"""
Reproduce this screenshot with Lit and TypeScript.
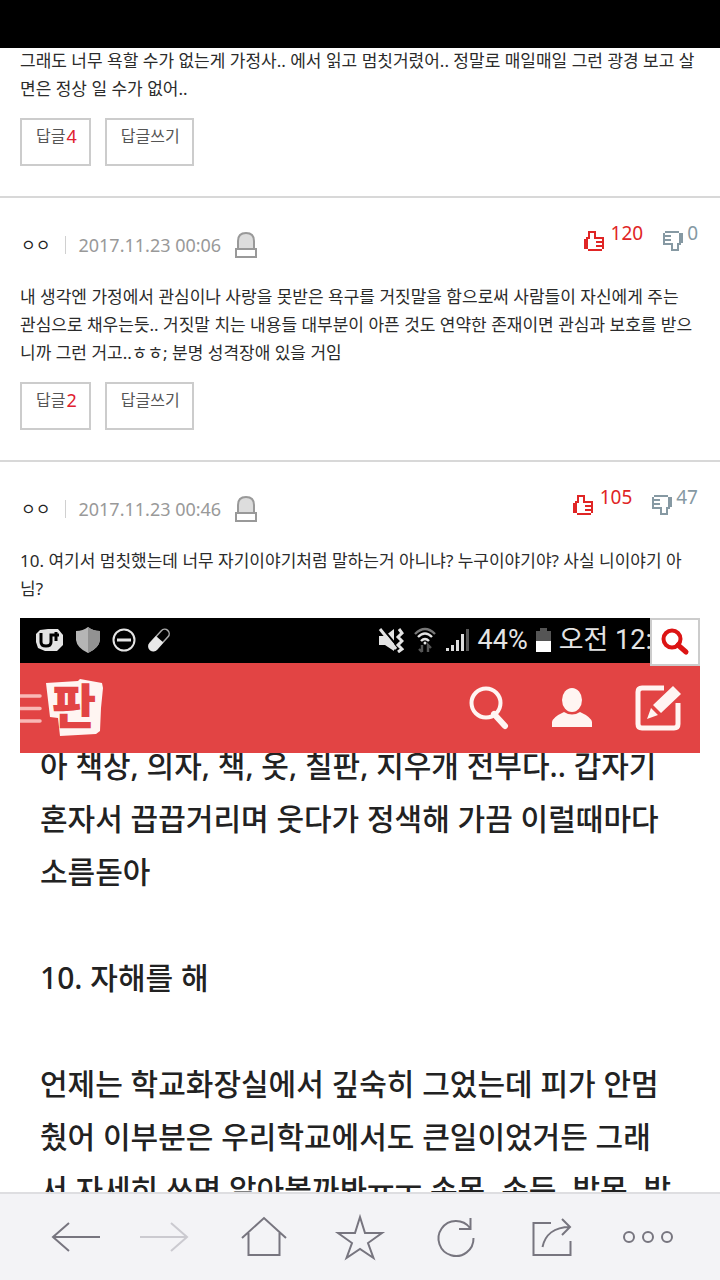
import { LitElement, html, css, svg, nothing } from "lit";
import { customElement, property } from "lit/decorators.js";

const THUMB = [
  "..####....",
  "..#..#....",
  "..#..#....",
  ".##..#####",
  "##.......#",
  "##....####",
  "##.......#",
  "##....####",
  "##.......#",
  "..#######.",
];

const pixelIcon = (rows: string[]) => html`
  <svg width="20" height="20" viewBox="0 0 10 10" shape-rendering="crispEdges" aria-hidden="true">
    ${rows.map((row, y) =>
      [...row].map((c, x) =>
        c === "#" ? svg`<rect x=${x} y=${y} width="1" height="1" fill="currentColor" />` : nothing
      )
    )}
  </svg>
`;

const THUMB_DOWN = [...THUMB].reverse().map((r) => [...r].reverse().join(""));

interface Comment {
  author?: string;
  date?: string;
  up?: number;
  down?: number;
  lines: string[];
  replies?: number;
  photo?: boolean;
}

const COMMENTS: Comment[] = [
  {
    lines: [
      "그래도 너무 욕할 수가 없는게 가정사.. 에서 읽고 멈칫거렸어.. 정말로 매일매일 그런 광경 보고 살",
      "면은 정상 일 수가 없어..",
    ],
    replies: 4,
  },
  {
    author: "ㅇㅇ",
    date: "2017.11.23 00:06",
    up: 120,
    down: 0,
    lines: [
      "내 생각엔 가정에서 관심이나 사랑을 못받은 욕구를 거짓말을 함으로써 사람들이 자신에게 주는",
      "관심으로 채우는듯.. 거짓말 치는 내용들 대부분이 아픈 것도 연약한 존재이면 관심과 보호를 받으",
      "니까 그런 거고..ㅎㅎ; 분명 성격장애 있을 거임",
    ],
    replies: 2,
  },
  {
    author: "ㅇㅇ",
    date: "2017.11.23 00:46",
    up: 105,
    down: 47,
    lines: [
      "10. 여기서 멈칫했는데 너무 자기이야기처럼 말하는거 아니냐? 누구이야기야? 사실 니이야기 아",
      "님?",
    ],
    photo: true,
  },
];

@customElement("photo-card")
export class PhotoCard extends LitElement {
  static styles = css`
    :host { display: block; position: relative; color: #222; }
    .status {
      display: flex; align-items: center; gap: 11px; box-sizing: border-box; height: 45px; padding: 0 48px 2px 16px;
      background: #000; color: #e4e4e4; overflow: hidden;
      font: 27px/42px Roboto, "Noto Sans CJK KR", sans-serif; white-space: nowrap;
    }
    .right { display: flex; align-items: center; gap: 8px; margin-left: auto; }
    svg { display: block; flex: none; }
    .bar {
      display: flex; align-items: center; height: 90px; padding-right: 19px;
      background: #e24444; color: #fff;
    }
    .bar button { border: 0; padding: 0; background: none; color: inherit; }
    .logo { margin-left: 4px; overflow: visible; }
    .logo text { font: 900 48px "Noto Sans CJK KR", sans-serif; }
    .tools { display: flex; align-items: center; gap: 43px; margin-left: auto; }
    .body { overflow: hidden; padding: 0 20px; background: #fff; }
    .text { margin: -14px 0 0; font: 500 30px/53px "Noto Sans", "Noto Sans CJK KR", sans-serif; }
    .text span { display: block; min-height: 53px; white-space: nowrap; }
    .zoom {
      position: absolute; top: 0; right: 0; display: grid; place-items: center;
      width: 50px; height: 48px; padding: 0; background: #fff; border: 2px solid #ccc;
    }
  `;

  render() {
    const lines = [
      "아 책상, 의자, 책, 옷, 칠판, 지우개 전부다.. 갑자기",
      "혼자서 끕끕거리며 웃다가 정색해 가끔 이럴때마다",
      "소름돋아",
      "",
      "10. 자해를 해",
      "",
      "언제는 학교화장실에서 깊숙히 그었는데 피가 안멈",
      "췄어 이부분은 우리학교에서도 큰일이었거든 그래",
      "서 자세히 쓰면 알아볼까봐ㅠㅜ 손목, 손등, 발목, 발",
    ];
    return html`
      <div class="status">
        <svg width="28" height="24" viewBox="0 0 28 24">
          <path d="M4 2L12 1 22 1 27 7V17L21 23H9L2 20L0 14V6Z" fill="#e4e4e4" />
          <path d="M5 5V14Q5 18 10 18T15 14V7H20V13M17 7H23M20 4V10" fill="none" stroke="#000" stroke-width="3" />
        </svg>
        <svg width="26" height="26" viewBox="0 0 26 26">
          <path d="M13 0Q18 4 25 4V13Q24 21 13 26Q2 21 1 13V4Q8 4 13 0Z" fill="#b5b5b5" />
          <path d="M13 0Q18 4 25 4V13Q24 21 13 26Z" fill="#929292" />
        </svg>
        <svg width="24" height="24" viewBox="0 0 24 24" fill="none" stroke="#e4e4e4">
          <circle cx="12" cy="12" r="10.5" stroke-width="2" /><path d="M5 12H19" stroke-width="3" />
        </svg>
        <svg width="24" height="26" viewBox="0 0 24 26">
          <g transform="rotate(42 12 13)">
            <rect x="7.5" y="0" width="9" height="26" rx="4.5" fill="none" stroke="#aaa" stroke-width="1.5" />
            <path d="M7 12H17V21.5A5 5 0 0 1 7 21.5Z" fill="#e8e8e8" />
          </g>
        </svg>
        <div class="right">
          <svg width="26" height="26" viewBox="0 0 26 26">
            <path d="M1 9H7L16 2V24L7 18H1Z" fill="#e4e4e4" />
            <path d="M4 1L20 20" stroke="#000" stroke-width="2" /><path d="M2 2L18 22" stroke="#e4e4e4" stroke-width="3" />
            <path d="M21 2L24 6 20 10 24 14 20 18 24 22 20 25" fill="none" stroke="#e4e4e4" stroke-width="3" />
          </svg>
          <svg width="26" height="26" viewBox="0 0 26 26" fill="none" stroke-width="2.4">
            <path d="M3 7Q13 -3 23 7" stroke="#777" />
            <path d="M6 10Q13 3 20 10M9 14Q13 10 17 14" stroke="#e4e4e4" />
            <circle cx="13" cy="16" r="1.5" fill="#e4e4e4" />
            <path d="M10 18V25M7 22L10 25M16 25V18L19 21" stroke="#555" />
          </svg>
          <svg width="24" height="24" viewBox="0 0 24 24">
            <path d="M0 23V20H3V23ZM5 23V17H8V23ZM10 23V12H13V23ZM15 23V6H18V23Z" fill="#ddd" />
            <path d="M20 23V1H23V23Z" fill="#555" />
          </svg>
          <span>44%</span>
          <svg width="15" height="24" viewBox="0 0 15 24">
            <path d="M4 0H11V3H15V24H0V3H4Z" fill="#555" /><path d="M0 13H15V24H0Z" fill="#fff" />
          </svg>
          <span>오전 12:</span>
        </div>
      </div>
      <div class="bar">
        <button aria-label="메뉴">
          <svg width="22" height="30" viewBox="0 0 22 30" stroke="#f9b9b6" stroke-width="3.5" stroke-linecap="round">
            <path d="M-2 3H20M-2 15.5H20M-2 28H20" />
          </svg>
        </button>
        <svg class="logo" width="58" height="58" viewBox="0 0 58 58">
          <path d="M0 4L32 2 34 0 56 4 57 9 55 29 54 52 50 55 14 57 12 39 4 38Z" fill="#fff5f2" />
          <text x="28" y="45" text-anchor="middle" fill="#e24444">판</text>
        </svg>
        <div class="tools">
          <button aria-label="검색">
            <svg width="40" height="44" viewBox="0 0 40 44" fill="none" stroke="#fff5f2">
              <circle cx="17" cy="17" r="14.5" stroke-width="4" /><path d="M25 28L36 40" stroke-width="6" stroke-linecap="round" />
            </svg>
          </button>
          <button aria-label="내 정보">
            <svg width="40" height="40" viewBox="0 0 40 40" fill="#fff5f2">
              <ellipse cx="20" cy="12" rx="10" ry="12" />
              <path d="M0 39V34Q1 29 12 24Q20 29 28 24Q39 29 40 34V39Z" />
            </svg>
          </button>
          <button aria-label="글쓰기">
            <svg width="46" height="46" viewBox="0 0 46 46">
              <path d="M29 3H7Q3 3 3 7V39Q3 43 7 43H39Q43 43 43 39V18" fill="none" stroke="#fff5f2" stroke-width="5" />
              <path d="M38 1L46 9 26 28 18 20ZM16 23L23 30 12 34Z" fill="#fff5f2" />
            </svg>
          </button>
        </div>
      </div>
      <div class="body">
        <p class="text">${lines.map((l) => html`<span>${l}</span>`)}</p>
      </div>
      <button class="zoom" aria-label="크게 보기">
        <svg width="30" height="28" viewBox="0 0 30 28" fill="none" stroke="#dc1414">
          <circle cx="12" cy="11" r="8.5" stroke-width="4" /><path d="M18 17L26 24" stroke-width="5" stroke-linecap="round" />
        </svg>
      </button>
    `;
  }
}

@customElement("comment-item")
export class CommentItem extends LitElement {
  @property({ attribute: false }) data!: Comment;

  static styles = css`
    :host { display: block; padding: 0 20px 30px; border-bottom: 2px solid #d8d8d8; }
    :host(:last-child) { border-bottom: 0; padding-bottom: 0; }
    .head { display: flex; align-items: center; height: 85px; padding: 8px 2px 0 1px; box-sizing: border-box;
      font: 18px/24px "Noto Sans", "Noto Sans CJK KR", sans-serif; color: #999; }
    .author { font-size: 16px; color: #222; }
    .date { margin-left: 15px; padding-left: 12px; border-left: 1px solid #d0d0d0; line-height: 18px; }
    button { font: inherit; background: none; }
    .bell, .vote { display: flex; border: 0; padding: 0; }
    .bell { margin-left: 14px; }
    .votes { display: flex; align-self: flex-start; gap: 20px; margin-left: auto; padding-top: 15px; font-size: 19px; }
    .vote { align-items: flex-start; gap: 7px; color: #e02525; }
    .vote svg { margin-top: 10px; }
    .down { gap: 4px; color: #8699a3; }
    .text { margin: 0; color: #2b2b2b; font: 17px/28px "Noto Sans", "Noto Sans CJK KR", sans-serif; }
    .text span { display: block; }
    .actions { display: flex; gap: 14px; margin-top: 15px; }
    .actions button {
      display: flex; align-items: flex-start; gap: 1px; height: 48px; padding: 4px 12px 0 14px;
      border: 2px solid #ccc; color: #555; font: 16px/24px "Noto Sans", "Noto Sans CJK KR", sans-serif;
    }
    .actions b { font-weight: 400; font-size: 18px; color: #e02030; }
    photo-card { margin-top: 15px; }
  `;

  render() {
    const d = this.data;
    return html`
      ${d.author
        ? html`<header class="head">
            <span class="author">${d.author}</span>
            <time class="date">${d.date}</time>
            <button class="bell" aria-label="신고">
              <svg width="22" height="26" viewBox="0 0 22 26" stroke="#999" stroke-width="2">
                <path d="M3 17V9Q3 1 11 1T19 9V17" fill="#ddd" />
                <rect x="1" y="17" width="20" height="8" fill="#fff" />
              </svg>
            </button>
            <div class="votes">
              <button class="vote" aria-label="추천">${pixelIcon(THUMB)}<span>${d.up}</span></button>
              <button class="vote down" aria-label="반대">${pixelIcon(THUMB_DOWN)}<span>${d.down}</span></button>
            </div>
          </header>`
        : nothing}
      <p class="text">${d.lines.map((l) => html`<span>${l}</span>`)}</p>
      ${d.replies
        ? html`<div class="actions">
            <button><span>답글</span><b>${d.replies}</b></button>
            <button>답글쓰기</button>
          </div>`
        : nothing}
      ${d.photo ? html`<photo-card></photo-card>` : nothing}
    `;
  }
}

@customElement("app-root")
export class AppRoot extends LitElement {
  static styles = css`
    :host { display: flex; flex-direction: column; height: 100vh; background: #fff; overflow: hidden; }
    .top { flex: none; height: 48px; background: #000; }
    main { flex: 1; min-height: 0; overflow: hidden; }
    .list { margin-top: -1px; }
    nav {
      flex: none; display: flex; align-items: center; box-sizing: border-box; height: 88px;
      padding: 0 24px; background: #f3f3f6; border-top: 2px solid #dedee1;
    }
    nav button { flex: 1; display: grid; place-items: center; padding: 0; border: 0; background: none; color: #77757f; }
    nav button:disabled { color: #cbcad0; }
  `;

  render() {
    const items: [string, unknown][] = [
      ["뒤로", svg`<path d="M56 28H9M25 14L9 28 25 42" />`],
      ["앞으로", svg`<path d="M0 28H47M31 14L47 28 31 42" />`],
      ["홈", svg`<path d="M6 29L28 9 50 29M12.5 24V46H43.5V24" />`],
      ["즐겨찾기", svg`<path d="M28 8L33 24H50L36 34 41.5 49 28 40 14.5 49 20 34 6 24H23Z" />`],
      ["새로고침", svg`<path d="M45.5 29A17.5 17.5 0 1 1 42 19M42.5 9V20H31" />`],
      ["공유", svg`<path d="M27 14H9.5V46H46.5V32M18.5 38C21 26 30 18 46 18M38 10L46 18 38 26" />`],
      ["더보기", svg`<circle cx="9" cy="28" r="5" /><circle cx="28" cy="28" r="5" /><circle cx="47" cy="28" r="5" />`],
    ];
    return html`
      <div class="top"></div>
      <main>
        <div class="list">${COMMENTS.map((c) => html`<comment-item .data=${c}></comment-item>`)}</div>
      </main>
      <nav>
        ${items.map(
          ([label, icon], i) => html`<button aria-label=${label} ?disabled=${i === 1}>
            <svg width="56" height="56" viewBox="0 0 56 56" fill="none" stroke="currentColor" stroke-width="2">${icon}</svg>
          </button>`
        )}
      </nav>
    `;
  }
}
"""
#### TASK GOAL:
Give again, word for word, every line from the top of the data through the line with "const THUMB_DOWN = [...THUMB].reverse().map((r)", both ends included, and exclude the pictures.

#### EXERCISE OUTPUT:
Reproduce this screenshot with Lit and TypeScript.
import { LitElement, html, css, svg, nothing } from "lit";
import { customElement, property } from "lit/decorators.js";

const THUMB = [
  "..####....",
  "..#..#....",
  "..#..#....",
  ".##..#####",
  "##.......#",
  "##....####",
  "##.......#",
  "##....####",
  "##.......#",
  "..#######.",
];

const pixelIcon = (rows: string[]) => html`
  <svg width="20" height="20" viewBox="0 0 10 10" shape-rendering="crispEdges" aria-hidden="true">
    ${rows.map((row, y) =>
      [...row].map((c, x) =>
        c === "#" ? svg`<rect x=${x} y=${y} width="1" height="1" fill="currentColor" />` : nothing
      )
    )}
  </svg>
`;

const THUMB_DOWN = [...THUMB].reverse().map((r) => [...r].reverse().join(""));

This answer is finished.